**** Provided material ****

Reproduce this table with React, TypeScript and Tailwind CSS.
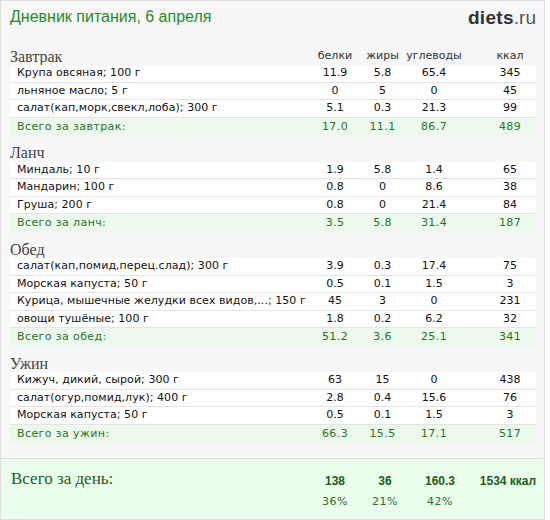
import React from "react";

type Row = [string, string, string, string, string];

const sections: { name: string; rows: Row[]; total: Row }[] = [
  {
    name: "Завтрак",
    rows: [
      ["Крупа овсяная; 100 г", "11.9", "5.8", "65.4", "345"],
      ["льняное масло; 5 г", "0", "5", "0", "45"],
      ["салат(кап,морк,свекл,лоба); 300 г", "5.1", "0.3", "21.3", "99"],
    ],
    total: ["Всего за завтрак:", "17.0", "11.1", "86.7", "489"],
  },
  {
    name: "Ланч",
    rows: [
      ["Миндаль; 10 г", "1.9", "5.8", "1.4", "65"],
      ["Мандарин; 100 г", "0.8", "0", "8.6", "38"],
      ["Груша; 200 г", "0.8", "0", "21.4", "84"],
    ],
    total: ["Всего за ланч:", "3.5", "5.8", "31.4", "187"],
  },
  {
    name: "Обед",
    rows: [
      ["салат(кап,помид,перец.слад); 300 г", "3.9", "0.3", "17.4", "75"],
      ["Морская капуста; 50 г", "0.5", "0.1", "1.5", "3"],
      ["Курица, мышечные желудки всех видов,...; 150 г", "45", "3", "0", "231"],
      ["овощи тушёные; 100 г", "1.8", "0.2", "6.2", "32"],
    ],
    total: ["Всего за обед:", "51.2", "3.6", "25.1", "341"],
  },
  {
    name: "Ужин",
    rows: [
      ["Кижуч, дикий, сырой; 300 г", "63", "15", "0", "438"],
      ["салат(огур,помид,лук); 400 г", "2.8", "0.4", "15.6", "76"],
      ["Морская капуста; 50 г", "0.5", "0.1", "1.5", "3"],
    ],
    total: ["Всего за ужин:", "66.3", "15.5", "17.1", "517"],
  },
];

const grid = "grid grid-cols-[1fr_50px_45px_58px_21px_52px] items-center";

function Cells({ r }: { r: Row }) {
  return (
    <>
      <div className="pl-[7px] whitespace-nowrap">{r[0]}</div>
      <div className="text-center">{r[1]}</div>
      <div className="text-center">{r[2]}</div>
      <div className="text-center">{r[3]}</div>
      <div />
      <div className="text-center">{r[4]}</div>
    </>
  );
}

export default function App() {
  return (
    <div className="w-[545px] h-[520px] border border-[#dedede] bg-[#f7f7f7] flex flex-col font-['DejaVu_Sans',sans-serif]">
      <div className="h-[38px] pl-[9px] pr-[8px] flex items-start justify-between pt-[6px]">
        <div className="text-[16px] leading-[20px] text-[#2a8a2a] font-['Liberation_Sans',sans-serif]">
          Дневник питания, 6 апреля
        </div>
        <div className="text-[19px] leading-[22px] text-[#333] font-['Liberation_Sans',sans-serif]">
          <span className="font-bold tracking-[0.3px]">diets</span>
          <span className="text-[#555]">.ru</span>
        </div>
      </div>
      <div className="pl-[9px] pr-[8px] flex flex-col">
        {sections.map((s, i) => (
          <div key={s.name} className="flex flex-col">
            <div className={`${grid} h-[26px] pt-[8px] text-[11px]`}>
              <div className="text-[16px] leading-[17px] text-[#444] font-['Liberation_Serif',serif]">
                {s.name}
              </div>
              {i === 0 ? (
                <>
                  <div className="text-center text-[#333]">белки</div>
                  <div className="text-center text-[#333]">жиры</div>
                  <div className="text-center text-[#333]">углеводы</div>
                  <div />
                  <div className="text-center text-[#333]">ккал</div>
                </>
              ) : null}
            </div>
            {s.rows.map((r) => (
              <div
                key={r[0]}
                className={`${grid} h-[17.5px] bg-white border-b border-[#e4e4e4] text-[11px] leading-[16px] text-[#111] tracking-[0.05px]`}
              >
                <Cells r={r} />
              </div>
            ))}
            <div className={`${grid} h-[18px] bg-[#eef9ee] text-[11px] leading-[16px] text-[#267326] tracking-[0.4px]`}>
              <Cells r={s.total} />
            </div>
          </div>
        ))}
      </div>
      <div className="mt-[15px] flex-1 border-t border-[#dcdcdc] bg-[#ebfeeb] flex">
        <div className="w-[309px] pl-[10px] pt-[10px] text-[17px] leading-[20px] text-[#1d5c1d] font-['Liberation_Serif',serif]">
          Всего за день:
        </div>
        <div className="flex pt-[14px]">
          {[
            ["138", "36%", "w-[50px]"],
            ["36", "21%", "w-[50px]"],
            ["160.3", "42%", "w-[60px]"],
          ].map(([a, b, w]) => (
            <div key={a} className={`${w} flex flex-col items-center`}>
              <div className="text-[12px] leading-[16px] font-bold text-[#1d5c1d] font-['Liberation_Sans',sans-serif]">
                {a}
              </div>
              <div className="mt-[5px] text-[11px] leading-[16px] text-[#2a6e2a] tracking-[0.5px]">{b}</div>
            </div>
          ))}
          <div className="w-[9px]" />
          <div className="w-[58px] text-center text-[12px] leading-[16px] font-bold text-[#1d5c1d] font-['Liberation_Sans',sans-serif] whitespace-nowrap">
            1534 ккал
          </div>
        </div>
      </div>
    </div>
  );
}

****

▶ [Task prompt]:
Restate the full listing verbatim and drop every picture.

▶ [Response to this exercise]:
Reproduce this table with React, TypeScript and Tailwind CSS.
import React from "react";

type Row = [string, string, string, string, string];

const sections: { name: string; rows: Row[]; total: Row }[] = [
  {
    name: "Завтрак",
    rows: [
      ["Крупа овсяная; 100 г", "11.9", "5.8", "65.4", "345"],
      ["льняное масло; 5 г", "0", "5", "0", "45"],
      ["салат(кап,морк,свекл,лоба); 300 г", "5.1", "0.3", "21.3", "99"],
    ],
    total: ["Всего за завтрак:", "17.0", "11.1", "86.7", "489"],
  },
  {
    name: "Ланч",
    rows: [
      ["Миндаль; 10 г", "1.9", "5.8", "1.4", "65"],
      ["Мандарин; 100 г", "0.8", "0", "8.6", "38"],
      ["Груша; 200 г", "0.8", "0", "21.4", "84"],
    ],
    total: ["Всего за ланч:", "3.5", "5.8", "31.4", "187"],
  },
  {
    name: "Обед",
    rows: [
      ["салат(кап,помид,перец.слад); 300 г", "3.9", "0.3", "17.4", "75"],
      ["Морская капуста; 50 г", "0.5", "0.1", "1.5", "3"],
      ["Курица, мышечные желудки всех видов,...; 150 г", "45", "3", "0", "231"],
      ["овощи тушёные; 100 г", "1.8", "0.2", "6.2", "32"],
    ],
    total: ["Всего за обед:", "51.2", "3.6", "25.1", "341"],
  },
  {
    name: "Ужин",
    rows: [
      ["Кижуч, дикий, сырой; 300 г", "63", "15", "0", "438"],
      ["салат(огур,помид,лук); 400 г", "2.8", "0.4", "15.6", "76"],
      ["Морская капуста; 50 г", "0.5", "0.1", "1.5", "3"],
    ],
    total: ["Всего за ужин:", "66.3", "15.5", "17.1", "517"],
  },
];

const grid = "grid grid-cols-[1fr_50px_45px_58px_21px_52px] items-center";

function Cells({ r }: { r: Row }) {
  return (
    <>
      <div className="pl-[7px] whitespace-nowrap">{r[0]}</div>
      <div className="text-center">{r[1]}</div>
      <div className="text-center">{r[2]}</div>
      <div className="text-center">{r[3]}</div>
      <div />
      <div className="text-center">{r[4]}</div>
    </>
  );
}

export default function App() {
  return (
    <div className="w-[545px] h-[520px] border border-[#dedede] bg-[#f7f7f7] flex flex-col font-['DejaVu_Sans',sans-serif]">
      <div className="h-[38px] pl-[9px] pr-[8px] flex items-start justify-between pt-[6px]">
        <div className="text-[16px] leading-[20px] text-[#2a8a2a] font-['Liberation_Sans',sans-serif]">
          Дневник питания, 6 апреля
        </div>
        <div className="text-[19px] leading-[22px] text-[#333] font-['Liberation_Sans',sans-serif]">
          <span className="font-bold tracking-[0.3px]">diets</span>
          <span className="text-[#555]">.ru</span>
        </div>
      </div>
      <div className="pl-[9px] pr-[8px] flex flex-col">
        {sections.map((s, i) => (
          <div key={s.name} className="flex flex-col">
            <div className={`${grid} h-[26px] pt-[8px] text-[11px]`}>
              <div className="text-[16px] leading-[17px] text-[#444] font-['Liberation_Serif',serif]">
                {s.name}
              </div>
              {i === 0 ? (
                <>
                  <div className="text-center text-[#333]">белки</div>
                  <div className="text-center text-[#333]">жиры</div>
                  <div className="text-center text-[#333]">углеводы</div>
                  <div />
                  <div className="text-center text-[#333]">ккал</div>
                </>
              ) : null}
            </div>
            {s.rows.map((r) => (
              <div
                key={r[0]}
                className={`${grid} h-[17.5px] bg-white border-b border-[#e4e4e4] text-[11px] leading-[16px] text-[#111] tracking-[0.05px]`}
              >
                <Cells r={r} />
              </div>
            ))}
            <div className={`${grid} h-[18px] bg-[#eef9ee] text-[11px] leading-[16px] text-[#267326] tracking-[0.4px]`}>
              <Cells r={s.total} />
            </div>
          </div>
        ))}
      </div>
      <div className="mt-[15px] flex-1 border-t border-[#dcdcdc] bg-[#ebfeeb] flex">
        <div className="w-[309px] pl-[10px] pt-[10px] text-[17px] leading-[20px] text-[#1d5c1d] font-['Liberation_Serif',serif]">
          Всего за день:
        </div>
        <div className="flex pt-[14px]">
          {[
            ["138", "36%", "w-[50px]"],
            ["36", "21%", "w-[50px]"],
            ["160.3", "42%", "w-[60px]"],
          ].map(([a, b, w]) => (
            <div key={a} className={`${w} flex flex-col items-center`}>
              <div className="text-[12px] leading-[16px] font-bold text-[#1d5c1d] font-['Liberation_Sans',sans-serif]">
                {a}
              </div>
              <div className="mt-[5px] text-[11px] leading-[16px] text-[#2a6e2a] tracking-[0.5px]">{b}</div>
            </div>
          ))}
          <div className="w-[9px]" />
          <div className="w-[58px] text-center text-[12px] leading-[16px] font-bold text-[#1d5c1d] font-['Liberation_Sans',sans-serif] whitespace-nowrap">
            1534 ккал
          </div>
        </div>
      </div>
    </div>
  );
}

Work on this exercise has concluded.